The trial is a milestone for GE Mining.
It came out of a collaboration between GE Mining and GE’s Energy Storage, which combined the Durathon battery with GE’s Invertex underground propulsion system to develop a more advanced, efficient mining scoop.
GE Energy Storage general manager Prescott Logan said the company had been encouraged by the Coal River Energy test.
“With the Invertex underground propulsion system and our state-of-the-art energy storage solution, GE Mining will deliver higher efficiency and productivity to mining customers worldwide while lowering fuel use, emissions and lifecycle cost.”

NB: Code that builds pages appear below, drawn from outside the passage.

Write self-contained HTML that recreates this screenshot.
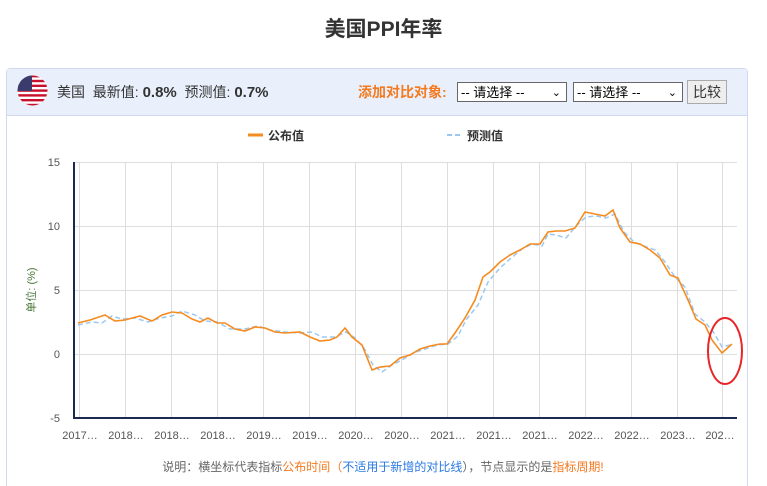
<!DOCTYPE html>
<html style="overflow:hidden;height:486px"><head><meta charset="utf-8"><style>
body{margin:0;width:767px;height:486px;background:#fff;font-family:"Liberation Sans","Noto Sans CJK SC",sans-serif;overflow:hidden;position:relative}
.t{position:absolute;left:0;width:767px;top:13px;text-align:center;font-size:21px;font-weight:bold;color:#333}
.panel{position:absolute;left:6px;top:68px;width:740px;height:425px;border:1px solid #cfdaf0;border-bottom:none;border-radius:4px 4px 0 0;background:#fff}
.hd{position:absolute;left:0;top:0;width:740px;height:46px;background:#e9f0fb;border-bottom:1px solid #cfdaf0;font-size:14px;color:#333}
.hd span{position:absolute;top:13px}
.sel{position:absolute;top:13px;height:20px;border:1px solid #666;background:#fff;font-size:13px;line-height:20px;padding-left:3px;box-sizing:border-box;color:#000}
.btn{position:absolute;top:11px;left:680px;width:40px;height:24px;border:1px solid #aaa;background:#eee;font-size:14px;line-height:22px;text-align:center;box-sizing:border-box}
</style></head><body>
<div class="t">美国PPI年率</div>
<div class="panel">
<div class="hd">
<svg style="position:absolute;left:10px;top:6px" width="31" height="31" viewBox="0 0 31 31"><defs><clipPath id="c"><circle cx="15.5" cy="15.5" r="15"/></clipPath></defs><g clip-path="url(#c)"><rect width="31" height="31" fill="#fff"/><g fill="#c8102e"><rect y="0" width="31" height="2.4"/><rect y="4.8" width="31" height="2.4"/><rect y="9.6" width="31" height="2.4"/><rect y="14.4" width="31" height="2.4"/><rect y="19.2" width="31" height="2.4"/><rect y="24" width="31" height="2.4"/><rect y="28.8" width="31" height="2.4"/></g><rect width="15" height="16" fill="#3c3b6e"/></g></svg>
<span style="left:50px">美国 &nbsp;最新值: <b style="font-size:15px">0.8%</b> &nbsp;预测值: <b style="font-size:15px">0.7%</b></span>
<span style="left:351px;color:#f47a1f;font-weight:bold">添加对比对象:</span>
<div class="sel" style="left:450px;width:110px">-- 请选择 --<span style="position:absolute;right:5px;top:0;font-size:11px">⌄</span></div>
<div class="sel" style="left:566px;width:110px">-- 请选择 --<span style="position:absolute;right:5px;top:0;font-size:11px">⌄</span></div>
<div class="btn">比较</div>
</div>
</div>
<svg style="position:absolute;left:0;top:0" width="767" height="486">
<g font-size="12" fill="#333" font-family="Liberation Sans,Noto Sans CJK SC,sans-serif">
<line x1="248" y1="135" x2="263" y2="135" stroke="#f68b1f" stroke-width="3"/><text x="268" y="140" font-weight="bold">公布值</text>
<line x1="447" y1="135" x2="462" y2="135" stroke="#9cc8f0" stroke-width="2" stroke-dasharray="5,3"/><text x="467" y="140" font-weight="bold">预测值</text>
</g>
<g stroke="#ddd" stroke-width="1">
<line x1="75" y1="162.5" x2="737" y2="162.5"/><line x1="75" y1="226.5" x2="737" y2="226.5"/><line x1="75" y1="290.5" x2="737" y2="290.5"/><line x1="75" y1="354.5" x2="737" y2="354.5"/>
<line x1="79.5" y1="162" x2="79.5" y2="418"/><line x1="125.5" y1="162" x2="125.5" y2="418"/><line x1="171.5" y1="162" x2="171.5" y2="418"/><line x1="217.5" y1="162" x2="217.5" y2="418"/><line x1="263.5" y1="162" x2="263.5" y2="418"/><line x1="309.5" y1="162" x2="309.5" y2="418"/><line x1="355.5" y1="162" x2="355.5" y2="418"/><line x1="401.5" y1="162" x2="401.5" y2="418"/><line x1="447.5" y1="162" x2="447.5" y2="418"/><line x1="493.5" y1="162" x2="493.5" y2="418"/><line x1="539.5" y1="162" x2="539.5" y2="418"/><line x1="585.5" y1="162" x2="585.5" y2="418"/><line x1="631.5" y1="162" x2="631.5" y2="418"/><line x1="677.5" y1="162" x2="677.5" y2="418"/><line x1="722.5" y1="162" x2="722.5" y2="418"/>
</g>
<line x1="74" y1="162" x2="74" y2="419" stroke="#1c2a4f" stroke-width="2"/>
<line x1="73" y1="418" x2="737" y2="418" stroke="#1c2a4f" stroke-width="2"/>
<g font-size="11" fill="#555" text-anchor="end"><text x="60" y="166">15</text><text x="60" y="230">10</text><text x="60" y="294">5</text><text x="60" y="358">0</text><text x="60" y="422">-5</text></g>
<text x="35" y="290" font-size="11" fill="#4a7a3a" transform="rotate(-90 35 290)" text-anchor="middle">单位: (%)</text>
<g font-size="11" fill="#555" text-anchor="middle"><text x="80" y="439">2017…</text><text x="126" y="439">2018…</text><text x="172" y="439">2018…</text><text x="218" y="439">2018…</text><text x="264" y="439">2019…</text><text x="310" y="439">2019…</text><text x="356" y="439">2020…</text><text x="402" y="439">2020…</text><text x="448" y="439">2021…</text><text x="494" y="439">2021…</text><text x="540" y="439">2021…</text><text x="586" y="439">2022…</text><text x="632" y="439">2022…</text><text x="678" y="439">2023…</text><text x="720" y="439">202…</text></g>
<polyline fill="none" stroke="#9cc8f0" stroke-width="1.5" stroke-dasharray="5,3" points="78,325 92,322 102,323 112,316 122,319 135,318 148,322 160,318 172,316 182,311 195,315 205,321 217,322 230,329 245,329 258,326 270,330 285,332 300,333 312,332 322,337 335,337 346,332 355,338 364,348 373,365 382,372 392,365 402,360 413,353 425,349 437,345 448,344 458,336 466,320 478,305 488,282 500,268 510,259 522,249 532,244 542,246 548,234 556,235 566,238 576,226 586,217 596,216 606,218 615,214 624,232 634,242 644,246 655,250 665,262 675,277 685,287 695,314 705,322 714,333 722,347 730,345"/>
<polyline fill="none" stroke="#f68b1f" stroke-width="1.6" points="78,323 90,320 105,315 115,321 125,320 140,316 152,321 162,315 172,312 182,313 192,319 200,322 208,318 217,323 225,323 235,329 245,331 255,327 265,328 275,332 285,333 300,332 310,337 320,341 330,340 337,337 345,328 352,337 362,345 372,370 380,367 390,366 400,358 410,355 420,349 430,346 440,344 447,344 455,333 465,318 475,300 483,277 490,272 500,262 510,255 520,250 530,244 540,244 548,232 556,231 565,231 575,228 585,212 595,214 605,216 613,210 620,228 630,242 640,244 650,250 660,258 670,275 678,278 688,300 696,319 705,325 712,340 722,353 732,344"/>
<ellipse cx="725" cy="351" rx="17" ry="33" fill="none" stroke="#e8262a" stroke-width="2"/>
<text x="383" y="471" font-size="12" text-anchor="middle" fill="#666" font-family="Liberation Sans,Noto Sans CJK SC,sans-serif">说明：横坐标代表指标<tspan fill="#f47a1f">公布时间</tspan><tspan fill="#f47a1f">（</tspan><tspan fill="#2a7ae2">不适用于新增的对比线</tspan>），节点显示的是<tspan fill="#f47a1f">指标周期!</tspan></text>
</svg>
</body></html>
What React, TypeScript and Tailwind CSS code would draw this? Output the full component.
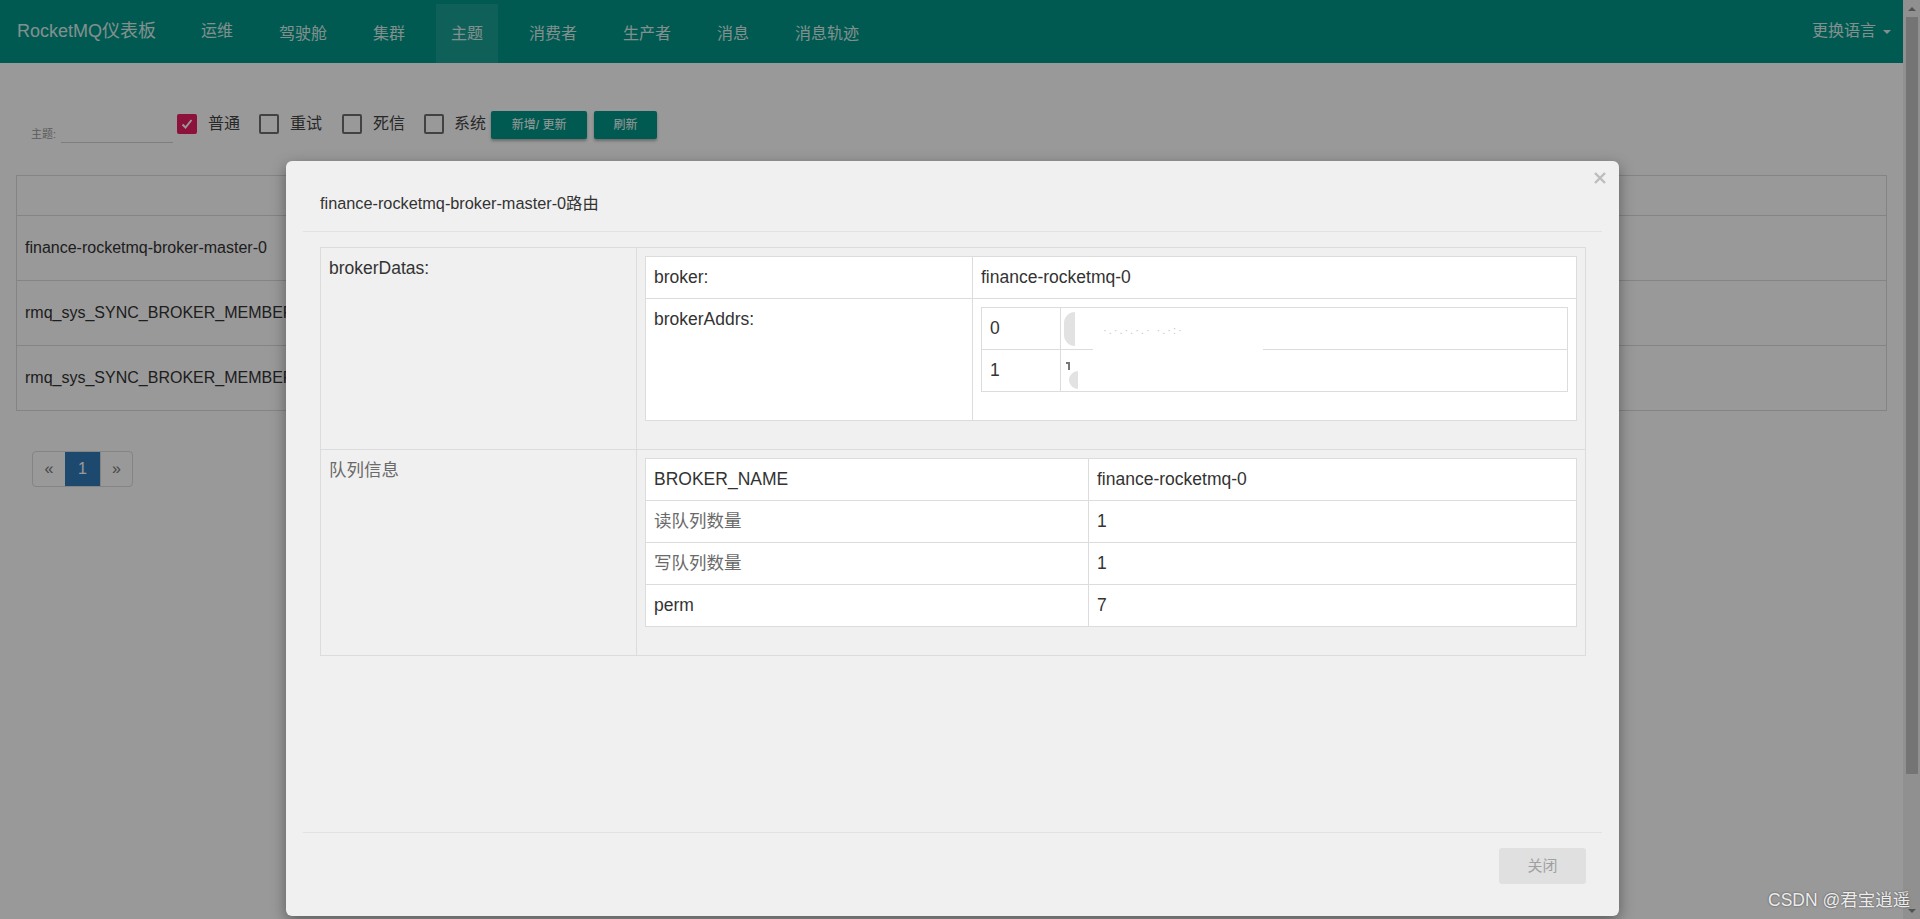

GE’s Durathon battery has at least 40% more operating range than traditional batteries, is 25% smaller and 50% lighter.
The battery-powered scoop operates more effectively in extreme temperatures requiring no cooling and minimal maintenance.
The battery also contains no lead-acid material, meaning no gases are released during charging, which removes explosive fuel sources underground and reduces mine work exposure to diesel particulate matter.
GE Mining bought Fairchild Underground Mining Equipment last year.
Following the acquisition it initiated a program to combine the Fairchild underground mining scoop with its Intervex propulsion system and Durathon battery technology.
Coal River Energy maintenance manager Carl Estep said the scoop performed well and he and his colleagues were keen to see the final product.
“The lightweight, high-density battery’s ability to reduce maintenance and charging time while allowing for easier maneuverability will provide advantages over today’s lead-acid scoops,” he said.